The task: Copy the data that follows, character for character, minus the pictures.

Dataset section:

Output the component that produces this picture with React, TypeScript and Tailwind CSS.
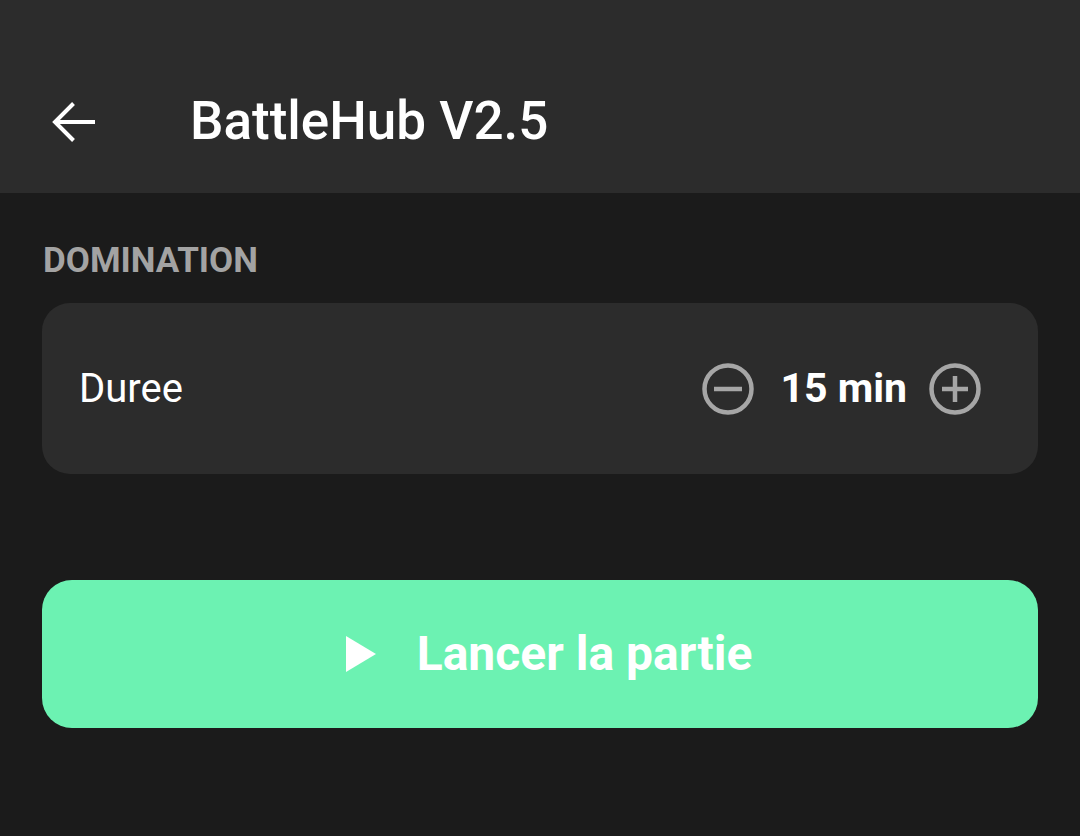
function BackArrow() {
  return (
    <svg width="46" height="46" viewBox="0 0 46 46" fill="none">
      <path d="M45 23 H5 M23.5 4.5 L5 23 L23.5 41.5" stroke="#ffffff" strokeWidth="4" strokeLinejoin="miter" />
    </svg>
  );
}

function MinusCircle() {
  return (
    <svg width="54" height="54" viewBox="0 0 54 54" fill="none">
      <circle cx="27" cy="27" r="23.5" stroke="#a6a6a6" strokeWidth="4.5" />
      <line x1="13" y1="27" x2="41" y2="27" stroke="#a6a6a6" strokeWidth="4.5" />
    </svg>
  );
}

function PlusCircle() {
  return (
    <svg width="54" height="54" viewBox="0 0 54 54" fill="none">
      <circle cx="27" cy="27" r="23.5" stroke="#a6a6a6" strokeWidth="4.5" />
      <line x1="14" y1="27" x2="40" y2="27" stroke="#a6a6a6" strokeWidth="4.5" />
      <line x1="27" y1="14" x2="27" y2="40" stroke="#a6a6a6" strokeWidth="4.5" />
    </svg>
  );
}

export default function App() {
  return (
    <div className="w-[1080px] h-[836px] bg-[#1b1b1b] flex flex-col" style={{ fontFamily: 'Roboto, "Noto Sans", sans-serif' }}>
      {/* Top bar */}
      <div className="h-[193px] bg-[#2c2c2c] flex items-center pt-[50px] pl-[50px] shrink-0">
        <BackArrow />
        <h1 className="ml-[94px] text-white text-[53px] font-medium leading-none">BattleHub V2.5</h1>
      </div>

      <div className="px-[42px] pt-[50px] flex flex-col">
        <div className="text-[#a3a3a3] text-[35px] font-bold leading-none pl-[1px]">DOMINATION</div>

        {/* Duration card */}
        <div className="mt-[25px] h-[171px] rounded-[28px] bg-[#2c2c2c] flex items-center pl-[37px] pr-[56px]">
          <span className="text-white text-[40px] leading-none">Duree</span>
          <div className="ml-auto flex items-center">
            <MinusCircle />
            <span className="ml-[25px] mr-[21px] text-white text-[41px] font-bold leading-none">15 min</span>
            <PlusCircle />
          </div>
        </div>

        {/* Start button */}
        <button className="mt-[106px] h-[148px] rounded-[30px] bg-[#6cf2b2] flex items-center justify-center gap-[41px] pl-[18px]">
          <svg width="30" height="36" viewBox="0 0 30 36">
            <polygon points="0,0 30,18 0,36" fill="#ffffff" />
          </svg>
          <span className="text-white text-[48px] font-bold leading-none">Lancer la partie</span>
        </button>
      </div>
    </div>
  );
}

Task answer:
Output the component that produces this picture with React, TypeScript and Tailwind CSS.
function BackArrow() {
  return (
    <svg width="46" height="46" viewBox="0 0 46 46" fill="none">
      <path d="M45 23 H5 M23.5 4.5 L5 23 L23.5 41.5" stroke="#ffffff" strokeWidth="4" strokeLinejoin="miter" />
    </svg>
  );
}

function MinusCircle() {
  return (
    <svg width="54" height="54" viewBox="0 0 54 54" fill="none">
      <circle cx="27" cy="27" r="23.5" stroke="#a6a6a6" strokeWidth="4.5" />
      <line x1="13" y1="27" x2="41" y2="27" stroke="#a6a6a6" strokeWidth="4.5" />
    </svg>
  );
}

function PlusCircle() {
  return (
    <svg width="54" height="54" viewBox="0 0 54 54" fill="none">
      <circle cx="27" cy="27" r="23.5" stroke="#a6a6a6" strokeWidth="4.5" />
      <line x1="14" y1="27" x2="40" y2="27" stroke="#a6a6a6" strokeWidth="4.5" />
      <line x1="27" y1="14" x2="27" y2="40" stroke="#a6a6a6" strokeWidth="4.5" />
    </svg>
  );
}

export default function App() {
  return (
    <div className="w-[1080px] h-[836px] bg-[#1b1b1b] flex flex-col" style={{ fontFamily: 'Roboto, "Noto Sans", sans-serif' }}>
      {/* Top bar */}
      <div className="h-[193px] bg-[#2c2c2c] flex items-center pt-[50px] pl-[50px] shrink-0">
        <BackArrow />
        <h1 className="ml-[94px] text-white text-[53px] font-medium leading-none">BattleHub V2.5</h1>
      </div>

      <div className="px-[42px] pt-[50px] flex flex-col">
        <div className="text-[#a3a3a3] text-[35px] font-bold leading-none pl-[1px]">DOMINATION</div>

        {/* Duration card */}
        <div className="mt-[25px] h-[171px] rounded-[28px] bg-[#2c2c2c] flex items-center pl-[37px] pr-[56px]">
          <span className="text-white text-[40px] leading-none">Duree</span>
          <div className="ml-auto flex items-center">
            <MinusCircle />
            <span className="ml-[25px] mr-[21px] text-white text-[41px] font-bold leading-none">15 min</span>
            <PlusCircle />
          </div>
        </div>

        {/* Start button */}
        <button className="mt-[106px] h-[148px] rounded-[30px] bg-[#6cf2b2] flex items-center justify-center gap-[41px] pl-[18px]">
          <svg width="30" height="36" viewBox="0 0 30 36">
            <polygon points="0,0 30,18 0,36" fill="#ffffff" />
          </svg>
          <span className="text-white text-[48px] font-bold leading-none">Lancer la partie</span>
        </button>
      </div>
    </div>
  );
}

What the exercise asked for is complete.